El pensamiento ecológico es crítico con los actores interesados que desintegran nuestra sociedad y destruyen la base biológica que la sostiene y por ello nos invita a vivir, como los hongos micorrizogenos, no en competencia, sino en convergencia de intereses y necesidades, dentro de los límites de la naturaleza.
Sin embargo, para interaccionar con los demás, con los otros seres vivos, deben ser reparadas las conexiones neuronales de nuestro circuito, que, desde tiempos ancestrales, nos han vinculado a la naturaleza, pero que se han roto por falta de exposición directa al mundo natural. [2]
![](https://i.ibb.co/5rqv3kZ/Screenshot-20190905-105120-Drive.jpg)

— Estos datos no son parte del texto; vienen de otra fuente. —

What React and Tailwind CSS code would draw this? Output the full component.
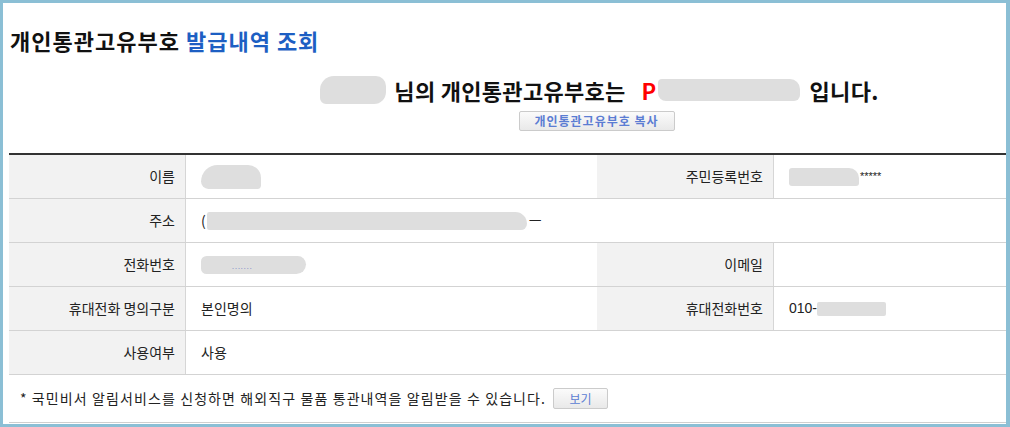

Pero debemos entender que la naturaleza que tenemos delante es una naturaleza perturbada; es un mundo devastado por la explotación indiscriminada de recursos naturales, intoxicado y sujeto a la desinformación sistémica y la inestabilidad material. Y, aun así, nos dice Anna Tsing, no tememos más alternativa que “buscar la vida en las ruinas, en colaboración con otras especies” [3].
Este hongo se presenta no solo como una metáfora de la posibilidad de vida después de la destrucción, sino también como una afirmación de que esta nueva forma de vida, aunque precaria, solo es posible con la colaboración con los demás seres vivos; es lo que Tsing llama “supervivencia colaborativa”.
Como otros tipos de hongos micorrizos, la seta matsutake y los árboles que la albergan se nutren recíprocamente. Pero para Tsing, esta dependencia simbiótica, en el caso de la seta matsutake se extiende a los humanos que interactúan con ella. Por un lado, esta sólo crece en bosques sobre-explotados o destruidos por la mano del hombre y por otro, sus recolectores son en su mayoría inmigrantes sin techo ni papeles o veteranos de guerra inadaptados que dependen de la recolección estacional de estos preciados hongos para sobrevivir, no sólo económica sino también anímicamente, en las ruinas del capitalismo.
La cuestión es si en este estado global de precariedad e incertidumbre en que vivimos seremos capaces de crear un sistema de conexión, de “supervivencia colaborativa”, similar a los ecosistemas de estos hongos.
[1] Investigacion de Suzanne Simard.
[2] Kahn, P. H., Jr., & Hasbach, P. H. (2012). (Eds.). Ecopsychology: Science, totems, and the technological species. Cambridge, MA: MIT Press.
[3] Tsing, Anna: The Mushroom at the End of the World: On the Possibility of Life in the Capitalism Ruins (2015) Princeton University Press.